M. Clément (Philippe) :
Bonjour. Merci beaucoup aux oppositions d'être ici aujourd'hui. On l'a dit,
mais je veux absolument le répéter, ce dont il est question aujourd'hui, c'est
une promesse de Jean-François Roberge. Alors qu'il était dans l'opposition, en
2016, il avait fait une conférence de presse ici, au Parlement, avec François
Legault, avec les associations étudiantes. Il était très fier d'avoir un
dossier dans lequel il appuyait le mouvement étudiant. On était contents de
l'avoir à nos côtés à ce moment-là. Il a réitéré en 2019, à une question de
Gabriel Nadeau-Dubois, cet engagement-là que l'argent qui venait de la poche
des étudiants et des étudiantes devait retourner dans la poche de la communauté
étudiante.
On a eu une rencontre il y a deux semaines
avec le ministre Roberge. Ça s'est bien passé. Il a encore cette ouverture-là
sur ce principe-là. Par contre, depuis ce temps-là, on n'a pas eu de suivi, pas
eu de nouvelle. Il y a eu un beau communiqué, le soir où on a rencontré le
ministre Roberge, à l'effet qu'il y avait déjà une deuxième rencontre de suivi
qui était planifiée avec les associations étudiantes. Moi, je n'ai pas eu
d'invitation à cette rencontre-là. Philippe Lebel non plus.

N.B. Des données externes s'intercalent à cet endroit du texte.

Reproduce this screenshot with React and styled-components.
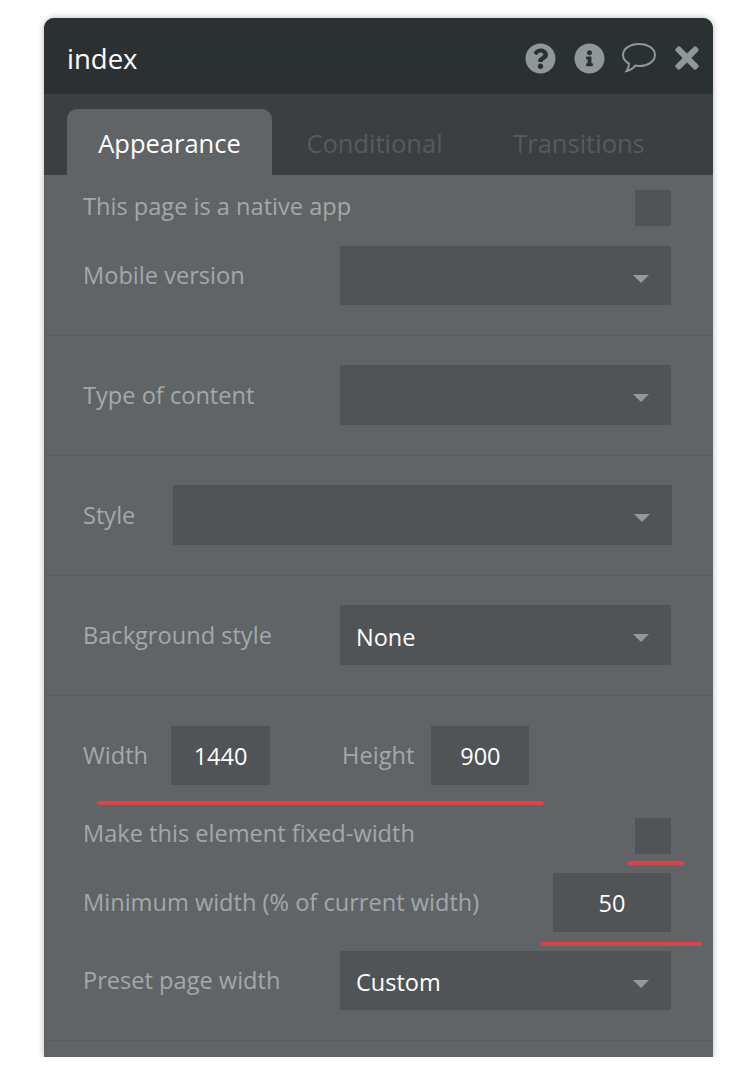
import styled, { createGlobalStyle } from 'styled-components';
import { FaQuestionCircle, FaInfoCircle, FaTimes } from 'react-icons/fa';

const GlobalStyle = createGlobalStyle`
  html, body {
    margin: 0;
    padding: 0;
    background: #fff;
  }
  body {
    font-family: "Open Sans", "Liberation Sans", sans-serif;
  }
`;

const Page = styled.div`
  position: relative;
  width: 755px;
  height: 1077px;
  padding: 18px 42px 20px 44px;
  box-sizing: border-box;
  overflow: hidden;
`;

const Panel = styled.div`
  height: 1039px;
  background: #606466;
  border-radius: 10px 10px 0 0;
  box-shadow: 0 0 6px rgba(0, 0, 0, 0.3);
  clip-path: inset(-8px -8px 0 -8px);
`;

const Header = styled.div`
  display: flex;
  align-items: center;
  justify-content: space-between;
  height: 76px;
  padding: 0 9px 0 23px;
  background: #2b3132;
  border-radius: 10px 10px 0 0;
`;

const Title = styled.div`
  padding-top: 4px;
  font-size: 27.5px;
  color: #fff;
`;

const Icons = styled.div`
  display: flex;
  align-items: center;
  padding-top: 4px;
  color: #8f9799;
`;

const IconSlot = styled.div`
  display: flex;
  margin-left: ${({ $gap }) => $gap}px;
`;

const TabBar = styled.div`
  display: flex;
  align-items: flex-end;
  height: 81px;
  padding-left: 23px;
  background: #3c3f41;
`;

const Tab = styled.div`
  display: flex;
  align-items: center;
  justify-content: center;
  width: ${({ $width }) => $width}px;
  height: 66px;
  padding-top: 1px;
  box-sizing: border-box;
  font-size: 25.5px;
  border-radius: 10px 10px 0 0;
  color: ${({ $active }) => ($active ? '#fff' : '#565a5c')};
  background: ${({ $active }) => ($active ? '#606466' : 'transparent')};
`;

const Section = styled.div`
  display: flex;
  flex-direction: column;
  height: ${({ $height }) => $height}px;
  padding: ${({ $top }) => $top}px ${({ $right }) => $right || 42}px 0 39px;
  box-sizing: border-box;
  border-bottom: 1px solid #5a5e60;
`;

const Row = styled.div`
  display: flex;
  align-items: center;
  justify-content: space-between;
  margin-top: ${({ $mt }) => $mt || 0}px;
`;

const Group = styled.div`
  display: flex;
  align-items: center;
`;

const Label = styled.div`
  padding-bottom: ${({ $raise }) => $raise || 0}px;
  font-size: 23.6px;
  line-height: 28px;
  color: #a3a8aa;
  margin-left: ${({ $ml }) => $ml || 0}px;
`;

const Checkbox = styled.div`
  width: 36px;
  height: 36px;
  background: #505456;
`;

const Select = styled.div`
  display: flex;
  align-items: center;
  justify-content: space-between;
  width: ${({ $width }) => $width}px;
  height: ${({ $height }) => $height || 60}px;
  padding: 0 22px 0 16px;
  box-sizing: border-box;
  background: #505456;
  color: #fff;
  font-size: 23.5px;
`;

const SelectValue = styled.span`
  padding-top: 3px;
`;

const Caret = styled.div`
  width: 0;
  height: 0;
  margin-top: 6px;
  border-left: 8px solid transparent;
  border-right: 8px solid transparent;
  border-top: 8px solid #94999b;
`;

const NumberBox = styled.div`
  display: flex;
  align-items: center;
  justify-content: center;
  width: ${({ $width }) => $width}px;
  height: 59px;
  margin-left: ${({ $ml }) => $ml || 0}px;
  background: #505456;
  color: #fff;
  font-size: 23.5px;
`;

/* the hand drawn red marks sit on top of the panel */
const RedMark = styled.div`
  position: absolute;
  left: ${({ $left }) => $left}px;
  top: ${({ $top }) => $top}px;
  width: ${({ $width }) => $width}px;
  height: 4px;
  border-radius: 2px;
  background: #dc4349;
`;

function SpeechIcon() {
  return (
    <svg width="36" height="32" viewBox="0 0 36 32" fill="none" stroke="currentColor" strokeWidth="2">
      <path d="M18 2C9 2 2 6.800 2 13c0 3.600 2.400 6.600 6 8.600 0 2.800-.8 5.200-2.400 7.400 3.400-.6 6.600-2.600 8.600-5.400 1.200.2 2.500.4 3.800.4 9 0 16-4.800 16-11S27 2 18 2z" />
    </svg>
  );
}

function SelectBox({ width, height, value }) {
  return (
    <Select $width={width} $height={height}>
      <SelectValue>{value}</SelectValue>
      <Caret />
    </Select>
  );
}

function App() {
  return (
    <Page>
      <GlobalStyle />
      <Panel>
        <Header>
          <Title>index</Title>
          <Icons>
            <IconSlot $gap={0}><FaQuestionCircle size={31} /></IconSlot>
            <IconSlot $gap={18}><FaInfoCircle size={31} /></IconSlot>
            <IconSlot $gap={16}><SpeechIcon /></IconSlot>
            <IconSlot $gap={13}><FaTimes size={34} /></IconSlot>
          </Icons>
        </Header>
        <TabBar>
          <Tab $active $width={205}>Appearance</Tab>
          <Tab $width={205}>Conditional</Tab>
          <Tab $width={204}>Transitions</Tab>
        </TabBar>
        <Section $height={161} $top={15}>
          <Row>
            <Label $raise={4}>This page is a native app</Label>
            <Checkbox />
          </Row>
          <Row $mt={20}>
            <Label $raise={2}>Mobile version</Label>
            <SelectBox width={331} height={59} />
          </Row>
        </Section>
        <Section $height={120} $top={29}>
          <Row>
            <Label>Type of content</Label>
            <SelectBox width={331} />
          </Row>
        </Section>
        <Section $height={120} $top={29} $right={41}>
          <Row>
            <Label>Style</Label>
            <SelectBox width={499} />
          </Row>
        </Section>
        <Section $height={120} $top={29}>
          <Row>
            <Label>Background style</Label>
            <SelectBox width={331} value="None" />
          </Row>
        </Section>
        <Section $height={345} $top={30}>
          <Group>
            <Label $raise={2}>Width</Label>
            <NumberBox $width={99} $ml={23}>1440</NumberBox>
            <Label $ml={72} $raise={2}>Height</Label>
            <NumberBox $width={98} $ml={17}>900</NumberBox>
          </Group>
          <Row $mt={33}>
            <Label $raise={6}>Make this element fixed-width</Label>
            <Checkbox />
          </Row>
          <Row $mt={19}>
            <Label $raise={2}>Minimum width (% of current width)</Label>
            <NumberBox $width={118}>50</NumberBox>
          </Row>
          <Row $mt={19}>
            <Label $raise={2}>Preset page width</Label>
            <SelectBox width={331} height={59} value="Custom" />
          </Row>
        </Section>
      </Panel>
      <RedMark $left={97} $top={801} $width={447} />
      <RedMark $left={627} $top={861} $width={57} />
      <RedMark $left={540} $top={942} $width={162} />
    </Page>
  );
}

export default App;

On attend un suivi à ce niveau-là. On veut
avoir un dialogue qui doit être productif avec le ministre Roberge et qui doit
déboucher sur un engagement clair, dès le prochain budget, que l'argent qui
vient de la poche des étudiants et des étudiantes va y retourner.
C'est pour ça qu'on fait une action
symbolique, la première d'une série, devant l'Assemblée nationale, aujourd'hui,
avec des militants et des militantes pour envoyer le message à M. Roberge
que c'est un enjeu qui rassemble les gens sur le terrain ici et un peu partout
à travers le Québec.
M. Bérubé : J'aimerais
rajouter juste un mot.
M. Clément (Philippe) :
Bien oui.
M. Bérubé : Dans le cadre
du projet de loi n° 40, souvent, les enseignants, on dit : Il est des
nôtres, c'est un enseignant. Bien, il n'est pas que ça. Parce qu'il y a
22 ans, dans le mouvement étudiant, mon directeur de cabinet et moi
siégions avec Jean-François Roberge, qui était le représentant étudiant de
l'association des sciences de l'éducation de l'UQAM, et on demandait exactement
la même chose lorsqu'on était beaucoup plus jeunes. Alors, je lui demande de se
souvenir de ses jeunes années de militantisme, et, dans sa position, de bien
comprendre les revendications étudiantes, et de poser le geste qui s'impose.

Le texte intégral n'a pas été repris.